いくつかのチーズは形に意味がある。バレンタインのときに買ってもらえたハート型のヌーシャテルがそうだ。欧州では幸福もたらすとされている馬蹄を象った「バラカ」というチーズもこの形で丸々手に入れて味わわないともったいない。安く買えるのを待っていたらやっと機会が訪れた。
バラカはスーパーのチーズ売場でもよく置かれているため、目にしたことがある人は多いはずだ。フランスはブルゴーニュ地方で作られているダブルクレーム(乳脂肪量70%)タイプの白カビチーズで、幸福を運んでくるようにとの願いを込めて贈り物にされることが多いそうだ。その味が日本人の口に合ったのか、それとも形がウケたのか、フランスでよりも日本での方が人気らしい。1個200グラムで2000円くらいする。安く買えないかなぁと狙っていたら賞味期限間近の物を50%オフで買えた。熟成の手間も省けてラッキー!

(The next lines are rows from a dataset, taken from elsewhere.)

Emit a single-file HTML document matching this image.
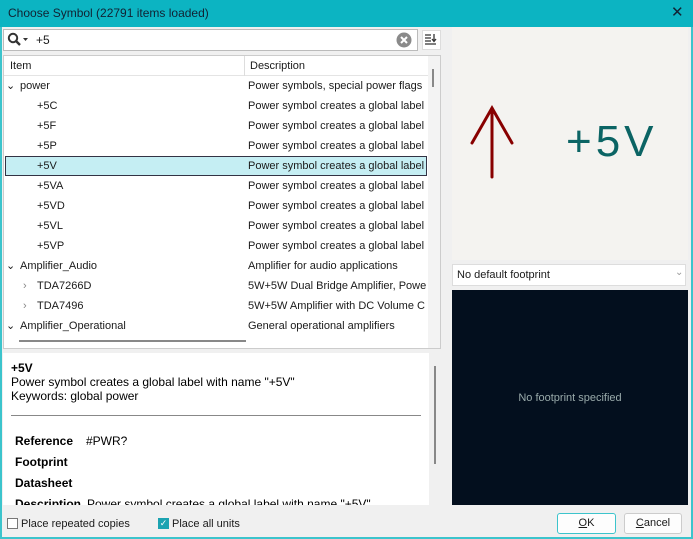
<!DOCTYPE html><html><head><style>
*{margin:0;padding:0;box-sizing:border-box}
body{width:693px;height:539px;background:#f0f0f0;font-family:"Liberation Sans",sans-serif;font-size:11px;color:#1a1a1a;position:relative;overflow:hidden}
.a{position:absolute}
.row{position:absolute;left:5px;width:422px;height:20px;line-height:20px;white-space:nowrap;overflow:hidden}
.row span{position:absolute;white-space:nowrap}
.d{left:243px}
</style></head><body>
<div class="a" style="left:0;top:0;width:693px;height:27px;background:#0cb4c2"></div>
<div class="a" style="left:8px;top:6px;color:#123;font-size:12px">Choose Symbol (22791 items loaded)</div>
<div class="a" style="left:671px;top:3px;font-size:15px;color:#123">✕</div>
<div class="a" style="left:0;top:27px;width:2px;height:512px;background:#3cc4cc"></div>
<div class="a" style="left:691px;top:27px;width:2px;height:512px;background:#3cc4cc"></div>
<div class="a" style="left:0;top:537px;width:693px;height:2px;background:#3cc4cc"></div>

<div class="a" style="left:3px;top:29px;width:415px;height:22px;background:#fff;border:1px solid #bbb"></div>
<svg class="a" style="left:7px;top:32px" width="24" height="16"><circle cx="6" cy="6" r="4.2" fill="none" stroke="#333" stroke-width="2"/><line x1="9" y1="9" x2="13" y2="13" stroke="#333" stroke-width="2.4"/><path d="M16 6l5 0l-2.5 3z" fill="#333"/></svg>
<div class="a" style="left:36px;top:33px;font-size:12px">+5</div>
<svg class="a" style="left:396px;top:32px" width="16" height="16"><circle cx="8" cy="8" r="7.5" fill="#8a8a8a"/><path d="M5 5l6 6M11 5l-6 6" stroke="#fff" stroke-width="2"/></svg>
<div class="a" style="left:422px;top:30px;width:19px;height:20px;background:#fff;border:1px solid #ddd"></div>
<svg class="a" style="left:424px;top:33px" width="15" height="14"><path d="M1 2h6M1 5h6M1 8h6M1 11h11" stroke="#333" stroke-width="1.3"/><path d="M10 1v7M8 6l2 2.5 2-2.5" stroke="#333" stroke-width="1.3" fill="none"/></svg>

<div class="a" style="left:3px;top:55px;width:438px;height:294px;background:#fff;border:1px solid #ccc"></div>
<div class="a" style="left:4px;top:56px;width:424px;height:20px;background:#fff;border-bottom:1px solid #e4e4e4"></div>
<div class="a" style="left:244px;top:56px;width:1px;height:20px;background:#ddd"></div>
<div class="a" style="left:10px;top:60px">Item</div>
<div class="a" style="left:250px;top:60px">Description</div>
<div class="a" style="left:428px;top:56px;width:12px;height:292px;background:#f3f3f3"></div>
<div class="a" style="left:432px;top:69px;width:2px;height:18px;background:#888"></div>
<div class="a" style="left:19px;top:340px;width:227px;height:2px;background:#888"></div>
<div class="a" style="left:5px;top:156px;width:422px;height:20px;background:#c5eef3;border:1px solid #334"></div>

<div class="row" style="top:76px"><span style="left:1px">⌄</span><span style="left:15px">power</span><span class="d">Power symbols, special power flags</span></div>
<div class="row" style="top:96px"><span style="left:32px">+5C</span><span class="d">Power symbol creates a global label w</span></div>
<div class="row" style="top:116px"><span style="left:32px">+5F</span><span class="d">Power symbol creates a global label w</span></div>
<div class="row" style="top:136px"><span style="left:32px">+5P</span><span class="d">Power symbol creates a global label w</span></div>
<div class="row" style="top:156px"><span style="left:32px">+5V</span><span class="d">Power symbol creates a global label w</span></div>
<div class="row" style="top:176px"><span style="left:32px">+5VA</span><span class="d">Power symbol creates a global label w</span></div>
<div class="row" style="top:196px"><span style="left:32px">+5VD</span><span class="d">Power symbol creates a global label w</span></div>
<div class="row" style="top:216px"><span style="left:32px">+5VL</span><span class="d">Power symbol creates a global label w</span></div>
<div class="row" style="top:236px"><span style="left:32px">+5VP</span><span class="d">Power symbol creates a global label w</span></div>
<div class="row" style="top:256px"><span style="left:1px">⌄</span><span style="left:15px">Amplifier_Audio</span><span class="d">Amplifier for audio applications</span></div>
<div class="row" style="top:276px"><span style="left:18px;color:#888">›</span><span style="left:32px">TDA7266D</span><span class="d">5W+5W Dual Bridge Amplifier, Powe</span></div>
<div class="row" style="top:296px"><span style="left:18px;color:#888">›</span><span style="left:32px">TDA7496</span><span class="d">5W+5W Amplifier with DC Volume C</span></div>
<div class="row" style="top:316px"><span style="left:1px">⌄</span><span style="left:15px">Amplifier_Operational</span><span class="d">General operational amplifiers</span></div>

<div class="a" style="left:3px;top:353px;width:426px;height:152px;background:#fff;font-size:12px;color:#000;overflow:hidden">
<div class="a" style="left:8px;top:8px;font-weight:bold">+5V</div>
<div class="a" style="left:8px;top:22px">Power symbol creates a global label with name "+5V"</div>
<div class="a" style="left:8px;top:36px">Keywords: global power</div>
<div class="a" style="left:8px;top:62px;width:410px;height:1px;background:#888"></div>
<div class="a" style="left:12px;top:81px;font-weight:bold">Reference</div><div class="a" style="left:83px;top:81px">#PWR?</div>
<div class="a" style="left:12px;top:102px;font-weight:bold">Footprint</div>
<div class="a" style="left:12px;top:123px;font-weight:bold">Datasheet</div>
<div class="a" style="left:12px;top:144px;font-weight:bold">Description</div><div class="a" style="left:84px;top:144px;white-space:nowrap">Power symbol creates a global label with name "+5V"</div>
</div>
<div class="a" style="left:434px;top:366px;width:2px;height:98px;background:#888"></div>

<div class="a" style="left:452px;top:27px;width:236px;height:233px;background:#f4f3f0"></div>
<svg class="a" style="left:452px;top:27px" width="236" height="233"><path d="M40 150V81M20 116L40 81L60 116" stroke="#800" stroke-width="3" fill="none" stroke-linecap="round"/></svg>
<div class="a" style="left:566px;top:112px;font-size:44px;color:#0b6464;letter-spacing:4px;line-height:60px">+5V</div>
<div class="a" style="left:452px;top:264px;width:234px;height:22px;background:#fff;border:1px solid #ddd"></div>
<div class="a" style="left:457px;top:269px;font-size:11px">No default footprint</div>
<div class="a" style="left:675px;top:267px;color:#999;font-size:10px">⌄</div>
<div class="a" style="left:452px;top:290px;width:236px;height:215px;background:#030f1e"></div>
<div class="a" style="left:452px;top:392px;width:236px;text-align:center;color:#9aa;font-size:11px">No footprint specified</div>

<div class="a" style="left:7px;top:518px;width:11px;height:11px;border:1px solid #777;background:#fff"></div>
<div class="a" style="left:21px;top:518px">Place repeated copies</div>
<div class="a" style="left:158px;top:518px;width:11px;height:11px;background:#1ca3b1;color:#fff;font-size:9px;line-height:11px;text-align:center">✓</div>
<div class="a" style="left:172px;top:518px">Place all units</div>
<div class="a" style="left:557px;top:513px;width:59px;height:21px;background:#fdfdfd;border:1px solid #3cc4cc;border-radius:3px;text-align:center;line-height:19px"><u>O</u>K</div>
<div class="a" style="left:624px;top:513px;width:58px;height:21px;background:#fdfdfd;border:1px solid #ccc;border-radius:3px;text-align:center;line-height:19px"><u>C</u>ancel</div>
</body></html>
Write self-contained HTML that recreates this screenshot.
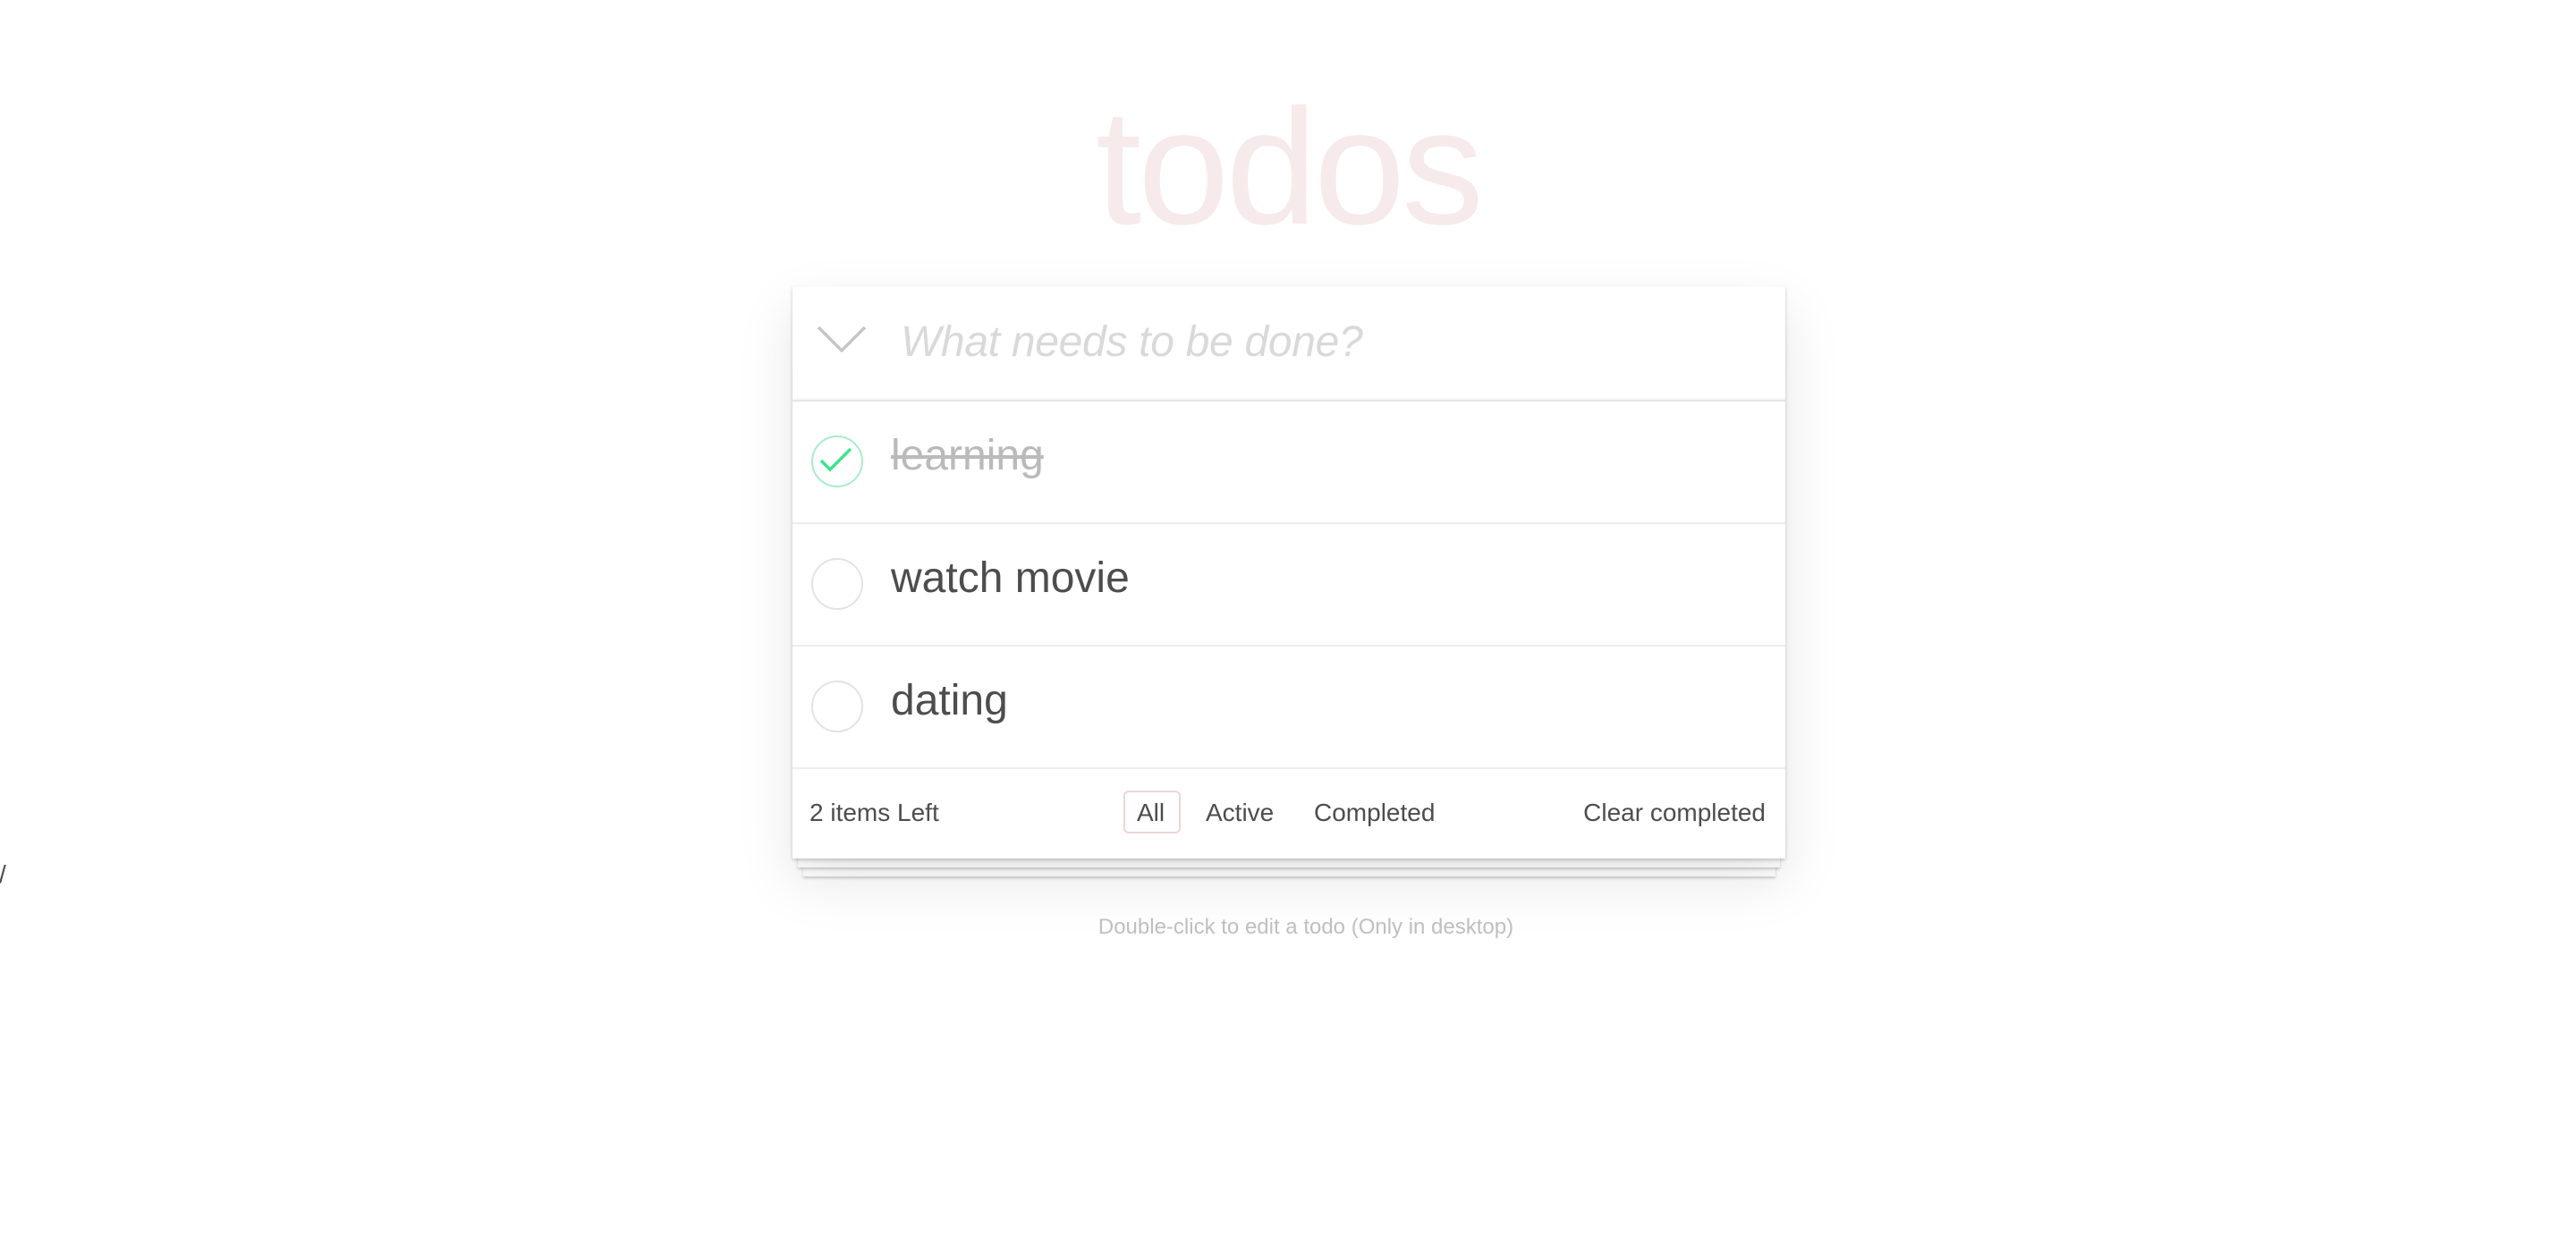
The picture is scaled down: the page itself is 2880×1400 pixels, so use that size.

箱から出してBarakaと書かれた金色の紙を剥がすと熟成が進んで茶色くなった部分も一部あるが、きれいでキメの細かい白カビの表皮が現れる。表皮を押してみるとまだ少し硬かったので熟成不足かなと思いつつナイフを入れてみると面白い熟成の仕方をするチーズだと驚くことになる。普通白カビチーズは表皮と生地の境目部分からトロトロに熟成していき、中央部の熟成が一番遅れるのだが、バラカは中央部からトロトロになっていくようだ。こういう熟成の進み方は初めて見た。
切り口からはミルクの香りが立つ。ダブルクリームのチーズらしい、まるでバターを舐めているかのような濃厚な味わい。塩味は少し強めで、くどすぎるくらい濃厚な味をいくらか緩和してくれている感じ。表皮にはほぼ味はなく、ほんの少しだけピリッとした刺激をもたらせてくれる。クセ者感はあまりなく、それでいて分かりやすくミルクの味を凝縮してあるので、その辺りも日本でウケる理由かな?